In any event, we reject it on the merits. Respondent did not just conditionally agree to represent Libya -- the representation actually began after four things took place: OFAC issued a specific license authorizing respondent's firm to receive fees and expenses in connection with the pending criminal and civil cases affecting Libya; the firm received a letter of credit from Bank Credit Suisse for $2.5 million, ensuring payment of Libya's legal fees; the firm issued a press release announcing the representation and its receipt of the license from OFAC; and the firm received the first $250,000 installment of the legal fees. Thereafter, respondent and the firm performed the services summarized in paragraph 52 of the Board's report which included, but were not limited to, resolving continued differences with OFAC as to the correct license needed to carry on the representation. In these circumstances, it would be a wholly artificial reading of the Rule to say that respondent had not "accept[ed the] employment" before withdrawing from it two weeks later for reasons unrelated to OFAC permission.*fn8
5. Joined by amici curiae who are former government officials, respondent urges that finding an ethical violation in this case will deter District of Columbia lawyers from entering the government or serving for long once there, lest Rule 1.11 (a) trip them up after they enter private practice. We are sensitive to the concern, already voiced in Brown, supra, that over-zealous application of the revolving-door rule would be "at the cost of creating an insular, permanent legal bureaucracy." 486 A.2d at 47. But that concern is misplaced here.

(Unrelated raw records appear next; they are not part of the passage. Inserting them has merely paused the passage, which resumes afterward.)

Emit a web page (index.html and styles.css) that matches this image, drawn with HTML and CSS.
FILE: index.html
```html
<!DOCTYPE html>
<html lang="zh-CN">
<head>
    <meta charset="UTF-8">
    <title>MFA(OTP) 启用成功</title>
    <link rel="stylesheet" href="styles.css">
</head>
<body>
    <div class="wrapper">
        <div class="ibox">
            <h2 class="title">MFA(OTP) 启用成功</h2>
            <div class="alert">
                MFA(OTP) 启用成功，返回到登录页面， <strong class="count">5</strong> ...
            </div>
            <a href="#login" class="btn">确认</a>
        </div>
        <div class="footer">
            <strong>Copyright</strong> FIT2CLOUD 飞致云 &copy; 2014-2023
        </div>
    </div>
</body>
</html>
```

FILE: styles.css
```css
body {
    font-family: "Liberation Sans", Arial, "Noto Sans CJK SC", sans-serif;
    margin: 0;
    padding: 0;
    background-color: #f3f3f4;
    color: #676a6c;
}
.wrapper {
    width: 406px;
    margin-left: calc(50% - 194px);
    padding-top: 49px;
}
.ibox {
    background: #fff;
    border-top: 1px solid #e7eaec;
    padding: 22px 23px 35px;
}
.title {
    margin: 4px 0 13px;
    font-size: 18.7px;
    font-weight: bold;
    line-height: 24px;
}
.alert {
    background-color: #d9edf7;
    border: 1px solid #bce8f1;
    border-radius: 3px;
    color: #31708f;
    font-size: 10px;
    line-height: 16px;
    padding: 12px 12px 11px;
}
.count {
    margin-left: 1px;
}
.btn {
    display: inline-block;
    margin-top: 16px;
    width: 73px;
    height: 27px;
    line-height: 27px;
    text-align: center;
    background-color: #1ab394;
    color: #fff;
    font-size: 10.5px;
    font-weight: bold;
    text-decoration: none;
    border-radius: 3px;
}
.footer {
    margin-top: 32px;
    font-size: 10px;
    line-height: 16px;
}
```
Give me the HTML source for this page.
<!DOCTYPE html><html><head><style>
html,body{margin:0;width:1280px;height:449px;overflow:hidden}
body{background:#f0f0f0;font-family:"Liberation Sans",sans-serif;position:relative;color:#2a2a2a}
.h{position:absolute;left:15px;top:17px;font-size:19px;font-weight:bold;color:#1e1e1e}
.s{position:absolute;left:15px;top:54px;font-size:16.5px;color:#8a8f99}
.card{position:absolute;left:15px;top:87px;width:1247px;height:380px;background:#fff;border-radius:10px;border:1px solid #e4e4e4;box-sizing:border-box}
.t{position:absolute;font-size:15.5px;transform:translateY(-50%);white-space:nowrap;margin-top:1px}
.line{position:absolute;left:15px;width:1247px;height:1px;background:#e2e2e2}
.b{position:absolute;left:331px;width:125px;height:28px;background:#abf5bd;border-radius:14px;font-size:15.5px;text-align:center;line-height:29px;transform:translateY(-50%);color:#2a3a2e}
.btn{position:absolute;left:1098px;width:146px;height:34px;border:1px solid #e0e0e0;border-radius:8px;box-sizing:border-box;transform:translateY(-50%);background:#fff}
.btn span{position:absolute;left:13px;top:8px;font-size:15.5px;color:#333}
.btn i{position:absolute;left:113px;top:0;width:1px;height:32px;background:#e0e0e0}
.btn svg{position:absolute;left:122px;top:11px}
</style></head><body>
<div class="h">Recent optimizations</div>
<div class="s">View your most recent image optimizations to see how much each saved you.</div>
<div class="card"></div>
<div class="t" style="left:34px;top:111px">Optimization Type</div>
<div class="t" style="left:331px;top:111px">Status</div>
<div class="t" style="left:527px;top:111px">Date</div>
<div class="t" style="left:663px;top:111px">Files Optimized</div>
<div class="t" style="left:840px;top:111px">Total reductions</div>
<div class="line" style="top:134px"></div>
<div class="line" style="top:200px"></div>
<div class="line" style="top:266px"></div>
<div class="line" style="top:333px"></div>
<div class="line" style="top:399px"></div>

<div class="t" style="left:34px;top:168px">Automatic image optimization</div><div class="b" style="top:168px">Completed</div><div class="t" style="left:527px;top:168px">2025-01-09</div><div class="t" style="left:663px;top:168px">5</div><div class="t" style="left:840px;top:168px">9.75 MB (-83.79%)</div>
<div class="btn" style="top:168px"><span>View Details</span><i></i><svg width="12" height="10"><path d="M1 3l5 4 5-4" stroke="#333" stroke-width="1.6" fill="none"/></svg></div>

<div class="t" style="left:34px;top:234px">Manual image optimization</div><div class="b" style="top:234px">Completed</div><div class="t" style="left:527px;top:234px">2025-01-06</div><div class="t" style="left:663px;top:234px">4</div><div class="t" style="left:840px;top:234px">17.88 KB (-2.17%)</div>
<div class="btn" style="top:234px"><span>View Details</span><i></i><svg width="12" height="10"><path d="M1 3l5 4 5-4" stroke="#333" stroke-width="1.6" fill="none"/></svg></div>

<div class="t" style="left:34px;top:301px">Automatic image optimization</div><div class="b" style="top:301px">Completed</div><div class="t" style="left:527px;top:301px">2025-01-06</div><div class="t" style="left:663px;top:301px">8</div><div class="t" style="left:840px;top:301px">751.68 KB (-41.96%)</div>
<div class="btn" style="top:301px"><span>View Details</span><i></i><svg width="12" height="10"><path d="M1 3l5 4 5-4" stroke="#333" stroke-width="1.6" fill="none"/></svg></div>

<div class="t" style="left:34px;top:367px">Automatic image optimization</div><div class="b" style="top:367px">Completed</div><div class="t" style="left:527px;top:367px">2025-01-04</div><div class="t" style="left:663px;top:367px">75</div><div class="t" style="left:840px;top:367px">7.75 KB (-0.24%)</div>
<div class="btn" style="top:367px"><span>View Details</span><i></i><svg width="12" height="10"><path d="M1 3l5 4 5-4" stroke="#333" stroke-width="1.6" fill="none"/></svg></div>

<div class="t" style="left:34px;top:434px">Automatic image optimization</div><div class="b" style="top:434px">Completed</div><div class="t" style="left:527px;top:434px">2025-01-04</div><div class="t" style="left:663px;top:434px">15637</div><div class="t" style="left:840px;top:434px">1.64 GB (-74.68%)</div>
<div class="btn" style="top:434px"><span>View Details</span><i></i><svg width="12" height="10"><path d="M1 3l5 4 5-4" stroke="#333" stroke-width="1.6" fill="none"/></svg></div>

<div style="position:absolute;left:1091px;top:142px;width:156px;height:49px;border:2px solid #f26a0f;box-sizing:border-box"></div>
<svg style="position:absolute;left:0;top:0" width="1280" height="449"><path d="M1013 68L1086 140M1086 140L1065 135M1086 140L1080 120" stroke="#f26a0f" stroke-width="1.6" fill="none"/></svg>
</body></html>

Our finding that respondent violated Rule 1.11 (a) is well within the heartland of Rule 1.11 (a)'s application. Further, Bar Counsel aptly states why no lawyer need find himself inadvertently in the position of risk that respondent and amicus hypothesize:
"A former government lawyer in the Respondent's position is free to solicit the views of his or her former agency concerning the proposed private legal undertaking (which the Respondent deliberately elected not to do in this case), or to consult with ethics advisers in his or her law firm (which, again, the Respondent seems not to have done concerning Rule 1.11) or with the Legal Ethics Committee of the Bar (which the Respondent never suggested he did). If, while in government service or while contemplating entry into such service, the attorney deliberates the prospect that Rule 1.11 will narrow somewhat the career choices and client selections available to the attorney following departure from the government, then the Rule will have served one of its salutary objectives."
We affirm the Board's Conclusion that respondent violated Rule 1.11 (a) and the Board's order directing Bar Counsel to issue an informal admonition.